Luz en las ventanas. Algunos siempre las hemos buscado en la noche. Es como un impulso natural. Volver del trabajo cuando la madrugada ha silenciado la calle y mirar hacia arriba. Para encontrar a alguien con el que sentirse sincronizado. No estamos solos. A partir de ahí, se abren las fabulaciones sobre lo que estará sucediendo al abrigo de cada resplandor. Un estudiante devorando apuntes la víspera del examen. Un bebé que reclama atención. Un enfermo. El preludio de un divorcio. El prólogo de un amor.
Una cena que se alargó. O un simple trasnochador. Ahora estas luces se han multiplicado. Pero las miradas se lanzan, sobre todo, de arriba a abajo. Y en cualquier momento del día. A la caza de personas, de vida. Convirtiendo la cita diaria de los aplausos en un grito común: estamos aquí. Vivimos. Y damos gracias. Porque las cifras nos oprimen el pecho. Sabemos que los números solo son números en las aulas. Cuando trascienden los datos de un muerto nos ahoga una sensación extraña, una mezcla de tristeza y culpabilidad. Lamentando la pérdida. Pero rezando para que la edad sea avanzada y el fallecido tuviera patologías previas, de manera que no cunda el pánico. Es imposible no sentirse miserable al intentar montar este escudo protector confirmando que esa persona que acaba de morir tenía otros padecimientos anteriores. Es inevitable no pensar después en aquellos que no pudieron acercarse a su familiar en la agonía, los que tuvieron que organizar un entierro bajo una nueva losa de tristeza y soledad, sin los abrazos, las palabras y las lágrimas de muchos que no pudieron acompañarlos. Es lógico dedicarle tiempo del día y de la noche a acordarse de ellos y de aquellos a los que la casa se les estará viniendo encima porque están solos o enfermos. O las dos cosas. Es imposible ponerse en la piel de los mayores que viven en residencias, o en la de sus cuidadores, o en la de sus familiares.

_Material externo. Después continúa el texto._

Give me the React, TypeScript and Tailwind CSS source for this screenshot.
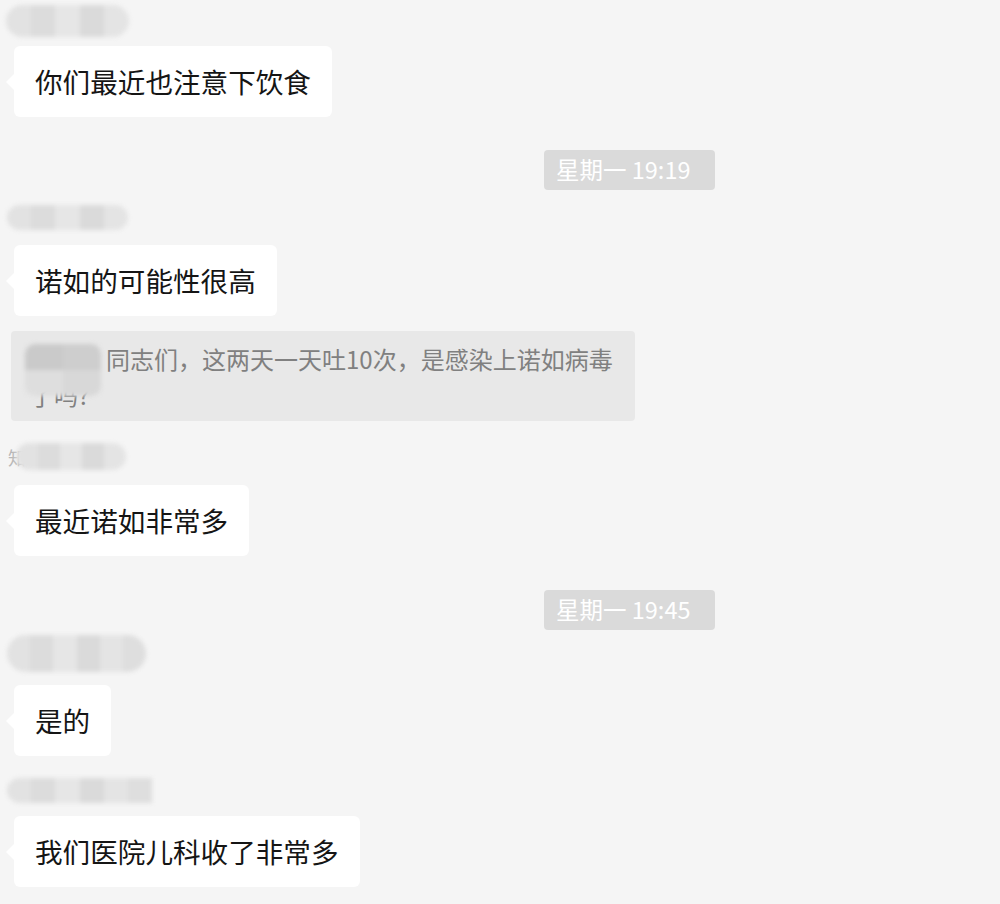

En el otro extremo de esta cuerda mental están los que libran la batalla cuerpo a cuerpo en centros sanitarios, tragándose su miedo y sus penas. Y los camioneros y repartidores que no descansan. Y los policías y los militares y los empleados de funerarias... Y quienes trabajan en supermercados y ponen Resistiré en la megafonía.
Nos hemos equivocado tanto… El coronavirus nos ha cerrado la boca. No es una bofetada. Un tanque nos ha pasado por encima. Hemos ido inflando burbujas, construyendo una cadena de complejos de superioridad. Eso pasa porque es China, decíamos aquí. Eso sucede porque es Italia y España, creían en Francia y Alemania. Eso les ocurre en la Europa continental, pensaban en el Reino Unido. Eso se descontrola porque es al otro lado del charco, opinaban en Estados Unidos. Hasta que «eso» fue «esto». Nos han recordado de nuevo que, en este mundo con varios corazones y millones de venas que llegan a casi todos los lugares, la fortaleza de todos la marca la parte más vulnerable. Quede esta epidemia como enseñanza para luchar contra otras enfermedades allí donde sea necesario, para apostar por la investigación científica, para no banalizar sobre las vacunas y para defender la sanidad pública. Las intentonas darwinistas de Boris Johnson adornan bien una noche de viernes de cualquier pub inglés. Solo eso. ¿Qué diría Winston Churchill del primer ministro? Johnson escribió una biografía del líder británico, pero se ve que no ha aprendido nada de sus discursos de la Segunda Guerra Mundial. «Lucharemos en los mares y océanos. Lucharemos con creciente confianza y creciente fuerza en el aire. Defenderemos nuestra isla, cualquiera que sea el coste. Lucharemos en las playas. Lucharemos en los aeródromos. Lucharemos en los campos y en las calles. Lucharemos en las colinas. Nunca nos rendiremos». Antes de empezar a rectificar, Boris dijo que poco más había que hacer que esperar la muerte.
Pero antes del coronavirus nos equivocábamos con otras cosas. Nos distraíamos con cualquier mosca sin reparar apenas en las mariposas, intentando tropezar con cualquier pequeña raíz para no disfrutar del bosque. Sin paladear lo exquisito de la normalidad. El café en la barra del bar. El sol en la cara.. El beso del que vuelve y del que se va. El cuchicheo cómplice. La ración compartida en la pulpeira. El viento. La grada del estadio. El rumor de pajarillos del parque infantil. Las parejas que se dan la mano. El bullicio de las terrazas. Las señoras que pasean del brazo. Las colas del teatro. Los cines. Las tiendas de flores. Las manos de la peluquera. Las caminatas. Ahora bajamos a comprar el pan y reducimos el ritmo porque en aquel cruce de calles que hay de camino resulta que se puede ver un trocito de mar.